-- Aim --
Pull every line containing "React" out of the material below.

-- Stored data --
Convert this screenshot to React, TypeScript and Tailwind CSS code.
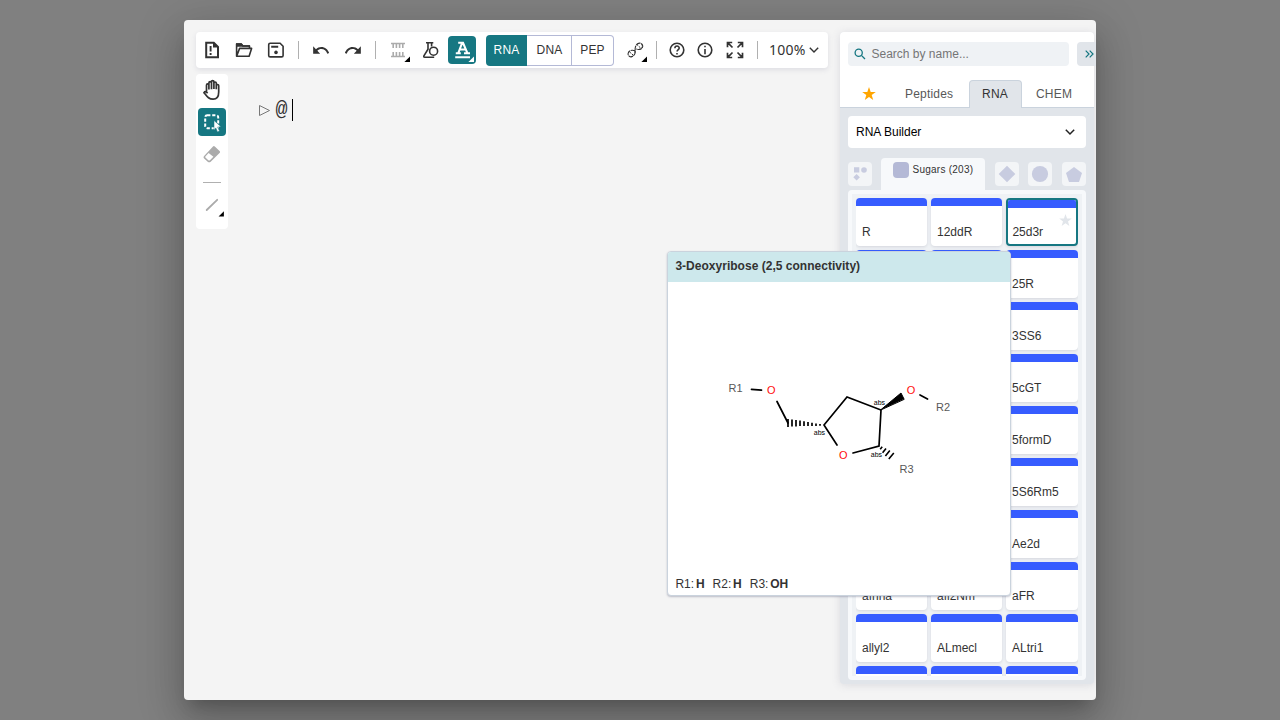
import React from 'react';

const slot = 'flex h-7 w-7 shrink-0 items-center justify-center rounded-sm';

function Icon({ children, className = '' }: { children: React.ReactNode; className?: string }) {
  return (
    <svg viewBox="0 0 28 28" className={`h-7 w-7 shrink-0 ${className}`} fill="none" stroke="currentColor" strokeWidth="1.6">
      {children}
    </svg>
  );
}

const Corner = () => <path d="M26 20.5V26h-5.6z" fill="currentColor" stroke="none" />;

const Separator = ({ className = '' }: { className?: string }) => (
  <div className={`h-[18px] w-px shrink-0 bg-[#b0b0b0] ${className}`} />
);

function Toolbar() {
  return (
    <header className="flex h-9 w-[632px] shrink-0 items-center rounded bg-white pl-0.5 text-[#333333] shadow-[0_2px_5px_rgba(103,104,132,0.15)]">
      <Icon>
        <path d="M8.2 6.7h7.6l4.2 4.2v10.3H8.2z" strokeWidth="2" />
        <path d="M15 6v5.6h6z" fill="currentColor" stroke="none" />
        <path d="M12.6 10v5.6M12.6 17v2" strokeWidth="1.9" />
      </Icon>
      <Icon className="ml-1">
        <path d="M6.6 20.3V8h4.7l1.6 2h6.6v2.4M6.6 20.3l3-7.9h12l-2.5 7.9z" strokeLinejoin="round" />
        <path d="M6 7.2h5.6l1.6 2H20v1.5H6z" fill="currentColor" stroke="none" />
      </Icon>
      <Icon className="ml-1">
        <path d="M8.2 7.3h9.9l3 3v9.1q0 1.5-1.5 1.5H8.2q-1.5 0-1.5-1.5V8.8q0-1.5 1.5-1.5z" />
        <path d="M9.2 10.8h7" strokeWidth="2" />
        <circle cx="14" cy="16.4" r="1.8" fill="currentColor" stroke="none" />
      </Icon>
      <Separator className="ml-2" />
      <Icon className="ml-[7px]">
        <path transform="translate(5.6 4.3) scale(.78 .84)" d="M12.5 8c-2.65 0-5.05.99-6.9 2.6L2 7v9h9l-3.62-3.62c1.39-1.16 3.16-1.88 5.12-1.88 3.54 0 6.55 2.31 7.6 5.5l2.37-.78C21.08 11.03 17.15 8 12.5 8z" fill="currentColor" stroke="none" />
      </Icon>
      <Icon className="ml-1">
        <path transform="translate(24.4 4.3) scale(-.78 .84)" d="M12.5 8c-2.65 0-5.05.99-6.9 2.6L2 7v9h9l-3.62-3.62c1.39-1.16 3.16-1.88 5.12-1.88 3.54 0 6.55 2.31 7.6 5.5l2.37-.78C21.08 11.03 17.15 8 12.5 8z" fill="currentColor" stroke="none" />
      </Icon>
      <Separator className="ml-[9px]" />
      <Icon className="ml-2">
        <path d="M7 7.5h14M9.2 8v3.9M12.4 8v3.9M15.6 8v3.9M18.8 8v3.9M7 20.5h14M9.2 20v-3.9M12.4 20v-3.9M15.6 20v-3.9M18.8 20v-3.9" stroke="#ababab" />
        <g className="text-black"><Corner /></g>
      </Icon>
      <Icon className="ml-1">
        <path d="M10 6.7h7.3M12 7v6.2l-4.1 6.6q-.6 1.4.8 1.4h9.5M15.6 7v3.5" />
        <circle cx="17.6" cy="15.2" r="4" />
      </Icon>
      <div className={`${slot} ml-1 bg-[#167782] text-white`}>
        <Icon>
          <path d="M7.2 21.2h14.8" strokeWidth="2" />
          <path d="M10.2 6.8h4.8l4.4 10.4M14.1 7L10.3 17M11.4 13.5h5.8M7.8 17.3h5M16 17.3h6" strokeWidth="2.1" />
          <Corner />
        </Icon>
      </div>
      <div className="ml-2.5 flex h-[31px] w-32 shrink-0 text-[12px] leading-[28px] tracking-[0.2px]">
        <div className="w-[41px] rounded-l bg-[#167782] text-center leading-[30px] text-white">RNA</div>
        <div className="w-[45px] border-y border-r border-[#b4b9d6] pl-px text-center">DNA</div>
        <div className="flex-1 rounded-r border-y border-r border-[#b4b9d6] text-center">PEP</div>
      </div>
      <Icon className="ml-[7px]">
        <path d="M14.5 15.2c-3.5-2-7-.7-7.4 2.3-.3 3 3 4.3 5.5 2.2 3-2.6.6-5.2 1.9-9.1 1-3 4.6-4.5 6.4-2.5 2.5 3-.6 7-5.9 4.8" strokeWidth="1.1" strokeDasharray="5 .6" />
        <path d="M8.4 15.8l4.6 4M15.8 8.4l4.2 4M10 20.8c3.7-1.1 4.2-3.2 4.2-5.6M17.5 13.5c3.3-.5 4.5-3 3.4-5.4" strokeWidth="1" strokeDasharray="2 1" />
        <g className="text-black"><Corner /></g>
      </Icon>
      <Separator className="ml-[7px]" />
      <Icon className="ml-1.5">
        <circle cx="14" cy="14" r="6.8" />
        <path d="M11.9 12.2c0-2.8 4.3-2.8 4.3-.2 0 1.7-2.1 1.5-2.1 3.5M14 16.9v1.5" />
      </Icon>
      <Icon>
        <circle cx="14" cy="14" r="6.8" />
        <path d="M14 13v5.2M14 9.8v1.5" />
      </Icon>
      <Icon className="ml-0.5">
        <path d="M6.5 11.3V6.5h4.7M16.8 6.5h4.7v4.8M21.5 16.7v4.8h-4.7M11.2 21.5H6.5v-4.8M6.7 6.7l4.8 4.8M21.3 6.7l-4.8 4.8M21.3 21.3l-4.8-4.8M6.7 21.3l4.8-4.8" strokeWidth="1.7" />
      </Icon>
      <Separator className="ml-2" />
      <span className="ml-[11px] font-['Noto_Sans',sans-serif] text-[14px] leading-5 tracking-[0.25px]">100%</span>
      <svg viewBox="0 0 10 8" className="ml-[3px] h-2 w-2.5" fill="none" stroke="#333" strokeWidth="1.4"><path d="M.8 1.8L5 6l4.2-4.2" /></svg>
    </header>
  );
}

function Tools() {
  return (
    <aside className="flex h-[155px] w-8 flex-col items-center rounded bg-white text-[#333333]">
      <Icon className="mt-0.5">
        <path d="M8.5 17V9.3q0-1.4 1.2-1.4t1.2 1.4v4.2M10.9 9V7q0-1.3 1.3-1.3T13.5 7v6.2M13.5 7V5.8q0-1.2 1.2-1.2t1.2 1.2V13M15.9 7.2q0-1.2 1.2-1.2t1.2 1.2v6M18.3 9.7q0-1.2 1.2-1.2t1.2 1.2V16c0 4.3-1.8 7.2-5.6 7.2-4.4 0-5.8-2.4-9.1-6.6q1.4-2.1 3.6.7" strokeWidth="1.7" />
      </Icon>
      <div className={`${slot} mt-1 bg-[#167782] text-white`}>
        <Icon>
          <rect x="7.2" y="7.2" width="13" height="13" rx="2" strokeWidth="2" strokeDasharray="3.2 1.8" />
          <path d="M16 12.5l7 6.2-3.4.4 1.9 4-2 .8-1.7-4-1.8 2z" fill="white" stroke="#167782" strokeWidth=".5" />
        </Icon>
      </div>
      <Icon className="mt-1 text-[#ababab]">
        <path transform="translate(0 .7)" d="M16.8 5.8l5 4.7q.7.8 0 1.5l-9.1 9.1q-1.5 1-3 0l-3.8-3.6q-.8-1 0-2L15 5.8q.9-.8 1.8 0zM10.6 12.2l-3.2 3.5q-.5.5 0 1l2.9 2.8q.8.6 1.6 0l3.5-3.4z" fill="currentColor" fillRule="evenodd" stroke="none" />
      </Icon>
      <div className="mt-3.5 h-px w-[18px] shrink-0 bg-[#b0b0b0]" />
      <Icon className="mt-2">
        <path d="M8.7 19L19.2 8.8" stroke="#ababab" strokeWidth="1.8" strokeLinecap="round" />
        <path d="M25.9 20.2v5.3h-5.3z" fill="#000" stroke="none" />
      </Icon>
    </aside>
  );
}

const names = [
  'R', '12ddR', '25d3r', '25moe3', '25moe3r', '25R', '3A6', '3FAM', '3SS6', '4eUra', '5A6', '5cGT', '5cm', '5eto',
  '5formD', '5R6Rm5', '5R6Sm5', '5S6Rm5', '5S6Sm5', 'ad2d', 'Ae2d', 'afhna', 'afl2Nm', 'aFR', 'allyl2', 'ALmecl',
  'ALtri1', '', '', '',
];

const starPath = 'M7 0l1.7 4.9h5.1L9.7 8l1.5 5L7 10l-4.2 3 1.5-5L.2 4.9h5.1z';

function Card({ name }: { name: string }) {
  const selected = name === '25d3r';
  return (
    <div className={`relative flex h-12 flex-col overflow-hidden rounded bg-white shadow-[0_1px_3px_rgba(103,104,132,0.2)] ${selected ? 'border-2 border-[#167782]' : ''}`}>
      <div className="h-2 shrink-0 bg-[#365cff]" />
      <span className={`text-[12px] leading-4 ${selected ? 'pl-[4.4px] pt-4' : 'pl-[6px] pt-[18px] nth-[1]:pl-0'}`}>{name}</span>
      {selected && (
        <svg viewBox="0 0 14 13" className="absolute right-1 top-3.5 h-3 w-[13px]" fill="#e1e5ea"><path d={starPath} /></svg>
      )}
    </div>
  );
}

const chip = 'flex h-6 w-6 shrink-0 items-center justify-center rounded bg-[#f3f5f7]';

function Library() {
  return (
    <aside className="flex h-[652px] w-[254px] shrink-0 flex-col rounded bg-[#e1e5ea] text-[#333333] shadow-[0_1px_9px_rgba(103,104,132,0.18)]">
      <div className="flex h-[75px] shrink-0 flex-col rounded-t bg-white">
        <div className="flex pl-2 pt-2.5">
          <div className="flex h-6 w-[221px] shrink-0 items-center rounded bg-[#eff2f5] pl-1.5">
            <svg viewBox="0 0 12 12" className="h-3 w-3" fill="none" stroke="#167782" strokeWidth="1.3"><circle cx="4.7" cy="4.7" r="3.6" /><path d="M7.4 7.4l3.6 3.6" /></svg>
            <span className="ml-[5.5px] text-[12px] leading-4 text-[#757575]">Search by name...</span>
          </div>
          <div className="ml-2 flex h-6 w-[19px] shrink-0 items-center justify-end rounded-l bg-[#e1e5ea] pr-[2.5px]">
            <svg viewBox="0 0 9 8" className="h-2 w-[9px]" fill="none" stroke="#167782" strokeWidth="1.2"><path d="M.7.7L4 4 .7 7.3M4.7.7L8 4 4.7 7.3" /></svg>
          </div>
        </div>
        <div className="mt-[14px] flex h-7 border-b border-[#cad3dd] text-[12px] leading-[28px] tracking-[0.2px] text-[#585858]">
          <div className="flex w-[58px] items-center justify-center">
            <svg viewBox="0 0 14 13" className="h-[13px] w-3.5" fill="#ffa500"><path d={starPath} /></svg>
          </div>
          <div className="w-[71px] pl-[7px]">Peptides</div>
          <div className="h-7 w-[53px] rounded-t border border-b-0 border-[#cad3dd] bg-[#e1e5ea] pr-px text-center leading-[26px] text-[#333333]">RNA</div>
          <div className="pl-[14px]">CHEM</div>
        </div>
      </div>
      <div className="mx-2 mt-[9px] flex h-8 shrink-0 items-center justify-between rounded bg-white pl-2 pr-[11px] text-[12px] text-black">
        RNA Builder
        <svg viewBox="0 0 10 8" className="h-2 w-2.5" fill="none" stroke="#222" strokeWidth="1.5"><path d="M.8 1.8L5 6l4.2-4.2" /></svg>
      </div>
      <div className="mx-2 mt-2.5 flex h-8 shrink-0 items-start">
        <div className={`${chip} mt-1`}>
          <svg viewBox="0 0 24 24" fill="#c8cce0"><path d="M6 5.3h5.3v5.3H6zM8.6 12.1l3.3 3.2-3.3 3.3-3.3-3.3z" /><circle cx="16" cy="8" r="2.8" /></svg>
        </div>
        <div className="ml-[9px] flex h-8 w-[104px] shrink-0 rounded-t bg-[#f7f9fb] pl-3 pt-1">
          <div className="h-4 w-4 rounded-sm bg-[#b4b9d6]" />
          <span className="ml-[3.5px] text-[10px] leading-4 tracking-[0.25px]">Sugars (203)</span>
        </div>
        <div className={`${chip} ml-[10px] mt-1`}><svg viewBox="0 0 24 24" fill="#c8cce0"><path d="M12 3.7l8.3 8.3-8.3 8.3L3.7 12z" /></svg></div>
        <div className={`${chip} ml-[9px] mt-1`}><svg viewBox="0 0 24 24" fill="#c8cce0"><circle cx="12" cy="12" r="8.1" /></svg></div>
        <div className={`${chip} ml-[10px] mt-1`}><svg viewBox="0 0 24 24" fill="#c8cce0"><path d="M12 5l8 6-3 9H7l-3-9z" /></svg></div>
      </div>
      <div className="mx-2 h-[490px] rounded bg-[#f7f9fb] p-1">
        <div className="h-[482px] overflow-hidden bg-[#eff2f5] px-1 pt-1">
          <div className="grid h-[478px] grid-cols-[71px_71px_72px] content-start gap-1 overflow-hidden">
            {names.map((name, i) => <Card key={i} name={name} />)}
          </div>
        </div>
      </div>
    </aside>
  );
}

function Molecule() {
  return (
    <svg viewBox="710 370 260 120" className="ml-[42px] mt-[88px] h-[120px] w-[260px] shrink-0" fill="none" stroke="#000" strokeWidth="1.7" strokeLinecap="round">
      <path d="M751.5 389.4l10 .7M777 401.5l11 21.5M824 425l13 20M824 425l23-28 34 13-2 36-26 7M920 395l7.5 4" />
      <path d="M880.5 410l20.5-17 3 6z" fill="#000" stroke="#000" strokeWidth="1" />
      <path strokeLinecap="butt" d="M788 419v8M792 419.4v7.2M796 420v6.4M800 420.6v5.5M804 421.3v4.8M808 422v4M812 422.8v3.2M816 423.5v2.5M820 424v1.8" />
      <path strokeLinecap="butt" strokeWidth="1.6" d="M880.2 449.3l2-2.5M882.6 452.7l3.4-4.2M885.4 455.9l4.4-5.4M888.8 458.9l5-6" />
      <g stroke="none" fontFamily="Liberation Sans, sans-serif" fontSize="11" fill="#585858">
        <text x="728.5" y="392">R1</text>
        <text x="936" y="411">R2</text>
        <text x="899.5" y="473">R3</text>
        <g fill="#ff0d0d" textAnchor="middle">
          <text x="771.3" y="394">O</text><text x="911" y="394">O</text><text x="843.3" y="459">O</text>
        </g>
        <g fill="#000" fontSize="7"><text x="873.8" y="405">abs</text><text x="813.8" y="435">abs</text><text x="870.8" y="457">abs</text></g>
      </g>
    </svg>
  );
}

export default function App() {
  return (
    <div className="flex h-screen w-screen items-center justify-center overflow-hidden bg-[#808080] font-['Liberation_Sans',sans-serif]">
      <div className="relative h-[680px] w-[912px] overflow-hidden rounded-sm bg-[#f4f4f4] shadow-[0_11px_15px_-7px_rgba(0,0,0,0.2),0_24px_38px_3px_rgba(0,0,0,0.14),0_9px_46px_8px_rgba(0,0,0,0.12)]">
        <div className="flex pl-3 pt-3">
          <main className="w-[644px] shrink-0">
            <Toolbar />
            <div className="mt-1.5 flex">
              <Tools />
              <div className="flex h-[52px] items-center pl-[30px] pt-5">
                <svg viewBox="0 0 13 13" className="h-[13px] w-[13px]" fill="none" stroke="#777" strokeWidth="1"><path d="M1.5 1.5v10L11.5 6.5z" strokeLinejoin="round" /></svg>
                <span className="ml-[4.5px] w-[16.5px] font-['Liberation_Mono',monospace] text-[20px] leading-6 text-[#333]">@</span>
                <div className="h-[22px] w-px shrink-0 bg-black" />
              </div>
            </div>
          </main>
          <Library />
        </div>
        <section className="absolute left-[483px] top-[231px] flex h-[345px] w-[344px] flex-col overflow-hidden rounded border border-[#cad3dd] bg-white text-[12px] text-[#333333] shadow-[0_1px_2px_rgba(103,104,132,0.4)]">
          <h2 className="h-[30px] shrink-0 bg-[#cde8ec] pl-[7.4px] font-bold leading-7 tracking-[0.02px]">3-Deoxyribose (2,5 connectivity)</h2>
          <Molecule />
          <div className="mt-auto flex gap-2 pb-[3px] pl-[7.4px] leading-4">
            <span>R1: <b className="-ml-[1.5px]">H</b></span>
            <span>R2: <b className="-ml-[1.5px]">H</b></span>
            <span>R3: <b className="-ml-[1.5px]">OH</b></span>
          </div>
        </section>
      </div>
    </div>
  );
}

-- Written solution --
Convert this screenshot to React, TypeScript and Tailwind CSS code.
import React from 'react';
function Icon({ children, className = '' }: { children: React.ReactNode; className?: string }) {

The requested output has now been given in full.